Do this
Retype the stretch of lines that starts at the line containing "Rebuild this screenshot" and ends at the line containing "w-full h-[38px] rounded-[4px]", inclusive. Do not include pictures.

Supplied material
☆ ☆ ☆ ☆ ☆

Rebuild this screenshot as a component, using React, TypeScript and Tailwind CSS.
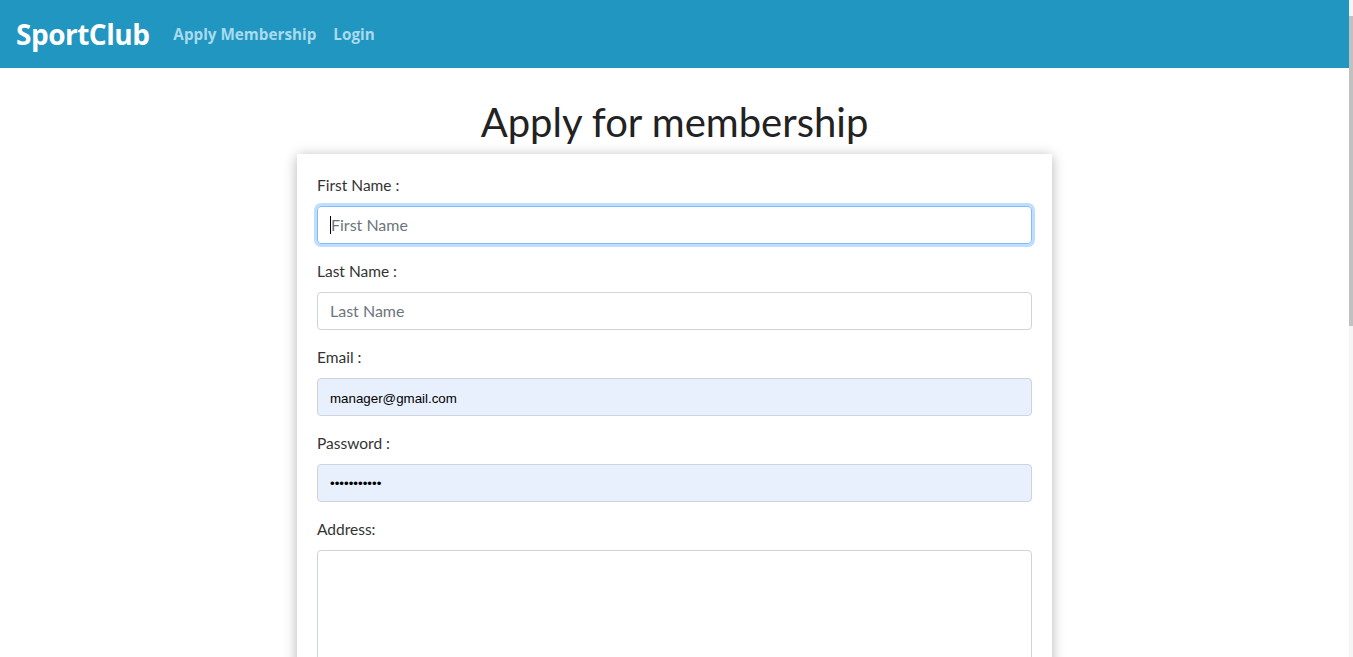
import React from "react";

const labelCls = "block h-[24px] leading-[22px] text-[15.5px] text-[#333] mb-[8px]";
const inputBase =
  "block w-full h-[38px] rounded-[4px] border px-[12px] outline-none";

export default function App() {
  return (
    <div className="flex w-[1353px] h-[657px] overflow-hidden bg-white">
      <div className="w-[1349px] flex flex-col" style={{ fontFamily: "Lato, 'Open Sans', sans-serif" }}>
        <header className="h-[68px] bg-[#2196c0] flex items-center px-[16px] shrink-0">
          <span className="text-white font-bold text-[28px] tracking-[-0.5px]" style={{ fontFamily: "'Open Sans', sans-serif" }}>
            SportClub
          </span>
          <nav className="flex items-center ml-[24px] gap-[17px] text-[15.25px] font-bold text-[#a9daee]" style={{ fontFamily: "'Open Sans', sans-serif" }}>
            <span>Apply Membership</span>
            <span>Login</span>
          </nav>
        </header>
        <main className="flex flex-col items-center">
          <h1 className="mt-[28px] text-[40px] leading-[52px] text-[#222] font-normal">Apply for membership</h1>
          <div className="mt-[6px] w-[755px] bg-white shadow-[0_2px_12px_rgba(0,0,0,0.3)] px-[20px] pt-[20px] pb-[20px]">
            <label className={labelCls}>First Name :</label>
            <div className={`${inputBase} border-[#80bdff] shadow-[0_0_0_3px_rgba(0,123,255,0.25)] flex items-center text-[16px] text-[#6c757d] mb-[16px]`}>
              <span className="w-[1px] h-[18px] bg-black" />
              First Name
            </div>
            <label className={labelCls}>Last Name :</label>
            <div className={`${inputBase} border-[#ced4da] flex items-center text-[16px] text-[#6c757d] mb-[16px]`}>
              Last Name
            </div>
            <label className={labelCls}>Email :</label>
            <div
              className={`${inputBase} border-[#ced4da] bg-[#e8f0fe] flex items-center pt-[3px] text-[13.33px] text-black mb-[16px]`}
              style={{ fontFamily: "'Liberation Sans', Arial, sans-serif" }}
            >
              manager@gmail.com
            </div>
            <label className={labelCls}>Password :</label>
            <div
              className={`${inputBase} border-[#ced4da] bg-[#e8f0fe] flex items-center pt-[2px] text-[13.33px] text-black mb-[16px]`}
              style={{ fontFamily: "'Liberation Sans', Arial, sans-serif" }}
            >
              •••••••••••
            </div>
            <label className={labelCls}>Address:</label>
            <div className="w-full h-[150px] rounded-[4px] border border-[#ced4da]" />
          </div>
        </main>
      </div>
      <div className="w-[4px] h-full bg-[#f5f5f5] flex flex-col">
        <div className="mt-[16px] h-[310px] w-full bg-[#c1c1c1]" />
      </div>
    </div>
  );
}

☆ ☆ ☆ ☆ ☆

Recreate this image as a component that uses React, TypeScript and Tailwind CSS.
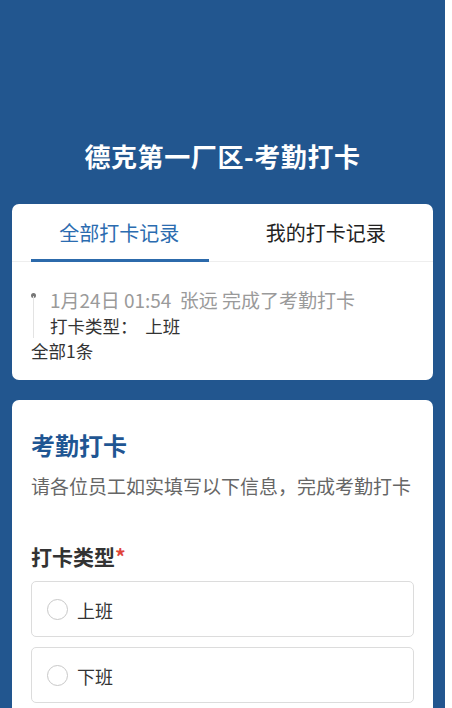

☆ ☆ ☆ ☆ ☆

Expected output
Rebuild this screenshot as a component, using React, TypeScript and Tailwind CSS.
import React from "react";

const labelCls = "block h-[24px] leading-[22px] text-[15.5px] text-[#333] mb-[8px]";
const inputBase =
  "block w-full h-[38px] rounded-[4px] border px-[12px] outline-none";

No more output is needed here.